Two weeks ago at the Precision Machined Products Association Management Update conference, the first speaker is a guy named Ryan Avery. His talk is supposed to be about leadership — a topic I know is a weakness of mine, so I’m intrigued, if also a little daunted.
Ryan grabs everyone from the get-go. He comes off the stage, walks right into the audience, and tells us we’re going to do an exercise about confidence — and he needs a volunteer. I figure: if there’s ever a moment to work on my confidence, this is it. I raise my hand. Suddenly I’m up on stage. The exercise is simple. Ryan asks me to introduce myself to the audience twice. First while stepping backwards.
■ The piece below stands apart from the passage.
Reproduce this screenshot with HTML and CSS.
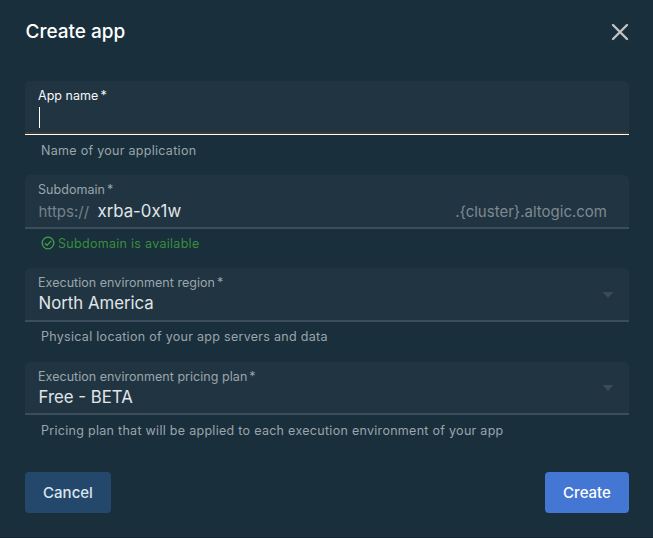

Then while stepping forwards.
Now, the PMPA conference is probably the easiest room in the world for me to do this — these are my people. But I want to make it a real test, so I decide to include the serendipity channel in my intro — something many of them might find strange, but hopefully intriguing.
First try, stepping back: “Hi, I’m Noah Graff, I sell used machine tools, I host a podcast, and something about serendipity…” The words are fine. The delivery is so so. I know I can do better.
Second try, I step forward. “My name is Noah. I sell used machine tools. And I’m passionate about serendipity.”
They’re the same words, more or less. But stepping forward flips something in my brain. There’s actually research behind this — psychologists call it embodied cognition. When you physically move toward something, it activates what they call an “approach mindset.” Your body tells your brain: we’re going in — you can do it.
It reminds me of learning to play tennis. Stepping into the ball — not hitting off your back foot — doesn’t just work mechanically. I think about my favorite shot. 2-handed backhand down the line, moving into the ball with authority. It just feels perfect.
The rest of the conference, people keep coming up to me — other attendees, even some of the other presenters — wanting to talk. We end up having some good conversations about AI tools, hiring, all kinds of things. Of course, I still have many flashes of insecurity throughout the weekend.
That night I go salsa dancing in Charlotte. There are some decent dancers, but nothing I haven’t seen before. I’ve been dancing even longer than I’ve been selling machines. I’ve shaken it all over the world while doing business. Tokyo, Krakow, Rio, Grand Rapids. I’m confident and it’s an adventure.
With dancing it’s hard to know how things are going to go. The experience of dancing with one person can give me such a high. It can be so fun. Then I dance with the next person, who looked like they would be a good dancer, but they give me bad vibes. They don’t smile, we’re not in sync, I start worrying that they’re bored. I can’t wait for that song to end.
It’s the same that night in Charlotte as it was in Barcelona and Berlin and Bangkok.
But the uncertainty is worth it — dancing with someone new, calling a customer you don’t know, sharing a new idea with a room full of people. You step forward anyway. Because certainty and confidence are not the same thing.